MY FATHER, HIS DAUGHTER
by Yael Dayan
Farrar, Straus & Giroux;
289 pages; $17.95
< The Israeli Cyclops was victorious in the Six-Day War and died peacefully in bed. But before and between these terminals a tragedy unfolded, according to his daughter. Although the memoirs of Yael, 46, are cloaked in raiments of respect (“It was easy to admire him . . . he looked his best in uniform”), Moshe Dearest is remembered mostly for his inadequacies. He posed as a family man, but philandered compulsively (“His choice of bed partners was vulgar and in poor taste”) and complained about Yael’s boyfriends like a jealous lover. In the ’70s other, wider conflicts intervened. After Israel’s near catastrophe in the October War of 1973, the general was maligned by some of his own countrymen as “the architect of military cemeteries.” His 35-year marriage dissolved, he remarried, enjoyed a brief period of rehabilitation and happiness, but then, after great pain, succumbed to cancer in 1981. His coldly worded will left almost everything to his second wife. In death, Yael bitterly remarks, “he shrank to a size I refused to accept.” Perhaps. But this tense, embittered account has taken several more cubits from his stature.
MY FATHER AND I
by Camelia Sadat
Macmillan; 203 pages; $16.95
If Yael Dayan’s memoir is stained with blood, Camelia Sadat’s is soaked in tears. But the daughters are not as dissimilar as they seem. Camelia, 36, also plays out an Oedipal drama: when she is photographed with Egypt’s President, “gossip followed that Father was involved with an attractive young woman whom he intended to marry. I thought it a huge joke.” The joke was not always so funny. In this sad account, Sadat marries off his daughter when she is twelve, to a man 17 years her senior. When she later demands a divorce, her father grows glacially remote. Even when his emotionally distraught daughter attempts suicide, he sends an emissary to her bedside. Eventually, the young woman seeks fulfillment outside her native country, first in Europe, then in the U.S., where she and her daughter live today. In the final chapters she celebrates the statesman and martyr she knows better in death than in life.
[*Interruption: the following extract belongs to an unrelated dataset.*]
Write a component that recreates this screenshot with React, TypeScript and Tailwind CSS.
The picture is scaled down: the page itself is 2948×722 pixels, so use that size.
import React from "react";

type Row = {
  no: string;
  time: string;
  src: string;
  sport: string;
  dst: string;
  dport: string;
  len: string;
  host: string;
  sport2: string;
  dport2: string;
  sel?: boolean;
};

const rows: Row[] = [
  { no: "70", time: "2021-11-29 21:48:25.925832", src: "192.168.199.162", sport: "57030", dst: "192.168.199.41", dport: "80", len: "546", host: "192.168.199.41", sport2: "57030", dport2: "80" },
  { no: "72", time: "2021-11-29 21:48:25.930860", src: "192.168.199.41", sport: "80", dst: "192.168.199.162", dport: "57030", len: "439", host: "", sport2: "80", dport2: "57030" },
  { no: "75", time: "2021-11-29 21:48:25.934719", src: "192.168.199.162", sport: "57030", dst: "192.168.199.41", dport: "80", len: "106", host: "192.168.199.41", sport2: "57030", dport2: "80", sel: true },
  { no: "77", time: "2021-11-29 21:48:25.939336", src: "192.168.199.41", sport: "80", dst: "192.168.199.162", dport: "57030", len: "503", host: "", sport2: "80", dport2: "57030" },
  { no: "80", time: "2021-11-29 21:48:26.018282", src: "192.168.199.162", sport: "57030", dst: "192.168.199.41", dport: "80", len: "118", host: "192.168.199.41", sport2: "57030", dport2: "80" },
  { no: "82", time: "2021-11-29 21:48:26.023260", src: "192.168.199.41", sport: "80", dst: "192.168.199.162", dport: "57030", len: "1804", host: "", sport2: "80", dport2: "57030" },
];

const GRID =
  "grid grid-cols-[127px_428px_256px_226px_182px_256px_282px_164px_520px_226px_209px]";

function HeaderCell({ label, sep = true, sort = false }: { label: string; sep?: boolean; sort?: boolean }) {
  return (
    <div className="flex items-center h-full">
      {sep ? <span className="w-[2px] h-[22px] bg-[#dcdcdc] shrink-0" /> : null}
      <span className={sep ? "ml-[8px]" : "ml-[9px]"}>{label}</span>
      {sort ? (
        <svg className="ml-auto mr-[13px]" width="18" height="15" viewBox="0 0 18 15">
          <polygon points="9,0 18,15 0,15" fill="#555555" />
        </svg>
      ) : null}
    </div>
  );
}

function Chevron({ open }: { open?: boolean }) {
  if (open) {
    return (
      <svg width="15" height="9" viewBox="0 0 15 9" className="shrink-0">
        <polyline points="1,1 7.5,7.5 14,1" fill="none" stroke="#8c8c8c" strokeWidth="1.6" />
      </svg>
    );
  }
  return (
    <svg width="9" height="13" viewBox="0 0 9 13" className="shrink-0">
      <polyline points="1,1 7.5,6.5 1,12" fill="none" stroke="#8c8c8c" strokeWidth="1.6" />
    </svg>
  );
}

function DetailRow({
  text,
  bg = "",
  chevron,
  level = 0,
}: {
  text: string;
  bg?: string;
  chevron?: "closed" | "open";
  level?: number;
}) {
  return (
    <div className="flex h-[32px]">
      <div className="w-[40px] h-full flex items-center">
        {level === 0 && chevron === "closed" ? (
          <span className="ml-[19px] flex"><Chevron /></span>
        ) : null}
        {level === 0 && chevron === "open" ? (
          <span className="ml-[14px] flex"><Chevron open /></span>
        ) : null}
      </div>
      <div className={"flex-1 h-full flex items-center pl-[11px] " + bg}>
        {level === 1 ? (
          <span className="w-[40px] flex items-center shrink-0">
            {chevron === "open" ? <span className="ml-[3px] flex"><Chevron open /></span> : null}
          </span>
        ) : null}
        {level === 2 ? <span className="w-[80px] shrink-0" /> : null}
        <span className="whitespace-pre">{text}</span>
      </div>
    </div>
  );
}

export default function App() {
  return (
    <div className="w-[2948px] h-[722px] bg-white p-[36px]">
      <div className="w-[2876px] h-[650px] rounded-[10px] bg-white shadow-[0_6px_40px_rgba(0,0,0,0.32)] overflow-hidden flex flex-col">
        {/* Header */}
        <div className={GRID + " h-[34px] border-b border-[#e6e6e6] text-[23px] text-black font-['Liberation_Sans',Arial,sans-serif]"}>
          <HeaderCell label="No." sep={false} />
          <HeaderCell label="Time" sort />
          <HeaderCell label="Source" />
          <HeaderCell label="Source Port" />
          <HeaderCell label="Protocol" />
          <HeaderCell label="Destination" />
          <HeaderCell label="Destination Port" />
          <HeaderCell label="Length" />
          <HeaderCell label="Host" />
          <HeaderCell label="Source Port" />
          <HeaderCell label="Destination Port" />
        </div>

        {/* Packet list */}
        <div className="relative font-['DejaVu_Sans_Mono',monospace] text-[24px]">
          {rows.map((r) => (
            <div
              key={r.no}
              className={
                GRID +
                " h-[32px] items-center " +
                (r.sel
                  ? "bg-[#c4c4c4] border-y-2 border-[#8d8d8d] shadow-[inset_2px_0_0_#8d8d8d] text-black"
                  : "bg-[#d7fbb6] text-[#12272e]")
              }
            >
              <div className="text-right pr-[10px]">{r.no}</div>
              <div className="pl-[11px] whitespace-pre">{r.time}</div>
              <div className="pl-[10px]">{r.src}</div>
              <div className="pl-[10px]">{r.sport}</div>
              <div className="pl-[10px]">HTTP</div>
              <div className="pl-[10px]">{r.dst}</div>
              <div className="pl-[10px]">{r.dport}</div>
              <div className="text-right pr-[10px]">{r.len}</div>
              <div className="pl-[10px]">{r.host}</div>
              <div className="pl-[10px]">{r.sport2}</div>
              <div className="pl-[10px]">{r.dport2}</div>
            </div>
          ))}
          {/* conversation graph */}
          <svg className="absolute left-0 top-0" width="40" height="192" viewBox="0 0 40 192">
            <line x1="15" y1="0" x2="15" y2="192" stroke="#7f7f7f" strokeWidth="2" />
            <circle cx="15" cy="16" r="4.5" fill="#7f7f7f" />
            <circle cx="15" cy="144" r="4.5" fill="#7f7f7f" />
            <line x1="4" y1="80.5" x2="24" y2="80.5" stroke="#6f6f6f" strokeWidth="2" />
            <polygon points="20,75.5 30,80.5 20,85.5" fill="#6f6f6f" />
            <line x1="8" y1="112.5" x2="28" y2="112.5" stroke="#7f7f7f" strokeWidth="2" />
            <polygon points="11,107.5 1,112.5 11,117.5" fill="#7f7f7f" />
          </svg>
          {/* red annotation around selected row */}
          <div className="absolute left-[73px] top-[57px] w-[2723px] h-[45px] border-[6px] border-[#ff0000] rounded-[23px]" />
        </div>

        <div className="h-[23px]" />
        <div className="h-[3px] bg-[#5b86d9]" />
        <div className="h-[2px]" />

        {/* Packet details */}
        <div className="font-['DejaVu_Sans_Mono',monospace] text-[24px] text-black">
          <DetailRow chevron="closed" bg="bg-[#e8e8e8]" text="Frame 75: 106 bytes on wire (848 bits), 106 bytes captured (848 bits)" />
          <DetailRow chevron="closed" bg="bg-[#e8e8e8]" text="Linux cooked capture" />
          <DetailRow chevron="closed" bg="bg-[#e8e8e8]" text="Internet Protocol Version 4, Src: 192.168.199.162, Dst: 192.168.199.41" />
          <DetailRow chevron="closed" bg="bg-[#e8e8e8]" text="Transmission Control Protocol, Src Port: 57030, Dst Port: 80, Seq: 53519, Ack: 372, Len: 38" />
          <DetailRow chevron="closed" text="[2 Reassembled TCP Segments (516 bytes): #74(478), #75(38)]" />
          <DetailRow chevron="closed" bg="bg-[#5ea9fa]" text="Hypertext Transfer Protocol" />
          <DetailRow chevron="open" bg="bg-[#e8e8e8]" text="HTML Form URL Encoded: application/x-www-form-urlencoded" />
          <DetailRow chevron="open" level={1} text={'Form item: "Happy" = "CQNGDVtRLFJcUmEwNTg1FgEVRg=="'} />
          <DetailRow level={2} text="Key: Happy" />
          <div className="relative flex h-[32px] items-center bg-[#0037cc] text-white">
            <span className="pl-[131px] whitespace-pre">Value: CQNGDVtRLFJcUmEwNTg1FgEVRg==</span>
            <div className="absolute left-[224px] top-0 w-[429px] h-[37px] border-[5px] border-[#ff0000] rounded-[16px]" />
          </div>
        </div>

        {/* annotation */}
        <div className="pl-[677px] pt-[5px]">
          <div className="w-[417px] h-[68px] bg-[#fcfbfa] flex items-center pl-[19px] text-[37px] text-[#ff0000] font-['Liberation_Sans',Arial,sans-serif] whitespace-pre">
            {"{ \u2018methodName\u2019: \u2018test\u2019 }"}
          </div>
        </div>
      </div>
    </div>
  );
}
Yet it is as a man that her father remains most appealing, spending his Nobel Peace Prize money to benefit his birthplace (“The villagers even had color TV before I did in Cairo”) and promoting culture. “You made me cry the other day when I saw your film,” Sadat informs an actor. “You must do that again.”
IS SALAMI AND EGGS
BETTER THAN SEX?
, by Alan King and Mimi Sheraton
Little, Brown; 218 pages; $15.95
“I’m not a cuisine man,” Alan King tells us on page 180 of this book of anecdotes garnished with favorite recipes. By that time his co-author, Food Critic and TIME Contributor Mimi Sheraton, has souffleed the fact a dozen amusing ways. The comedian-entrepreneur likes to be aggressively unpretentious. Celebrity Alan at the world’s best restaurants is still Irwin Alan Kniberg, the heartburn kid from Brooklyn. By turning heavy eating into light reading, King and Sheraton have produced an ideal talk-show book. The old Borscht Belter knows how to drop names and push his material to the limits of good taste, and a pot roast recipe juxtaposed with a story about an enema is really pushing it. But the pleasure King takes in good food, good company and his own stamina is undeniably authentic. Criticism, in his case, would be like complaining about the food and then saying that the portions are too small.
DEPTHS OF GLORY
by Irving Stone
Doubleday; 653 pages; $19.95
Irving Stone’s books include twelve biographical novels, among them Lust for Life (Vincent Van Gogh) and The Agony and the Ecstasy (Michelangelo). Depths of Glory takes on a lesser talent, French Impressionist Painter Camille Pissarro (1830-1903). There are no missing ears or monumental feats of ceiling painting here. Pissarro’s story is one of patient work and cultural politics in 19th century Paris. History is recycled as romantic narrative (“Julie knew that she was not the paramount love of Camille’s life. Painting was, and always would be”). Cliches, weightless characterizations and snippets of the past accumulate like dust balls under a couch. Young Pissarro breaks with his bourgeois origins by marrying a family servant. Struggle, poverty and rejection follow. Eventually, Pissarro and the other graying impressionists are rewarded, a triumph Stone celebrates with the artist “exhilarated by the knowledge that painting played a universal role in the life of the human being.” The banal passage is indicative of the irony that keeps this novel in the depths of glory. To tell his story of an avant- garde, Stone uses a hackneyed form.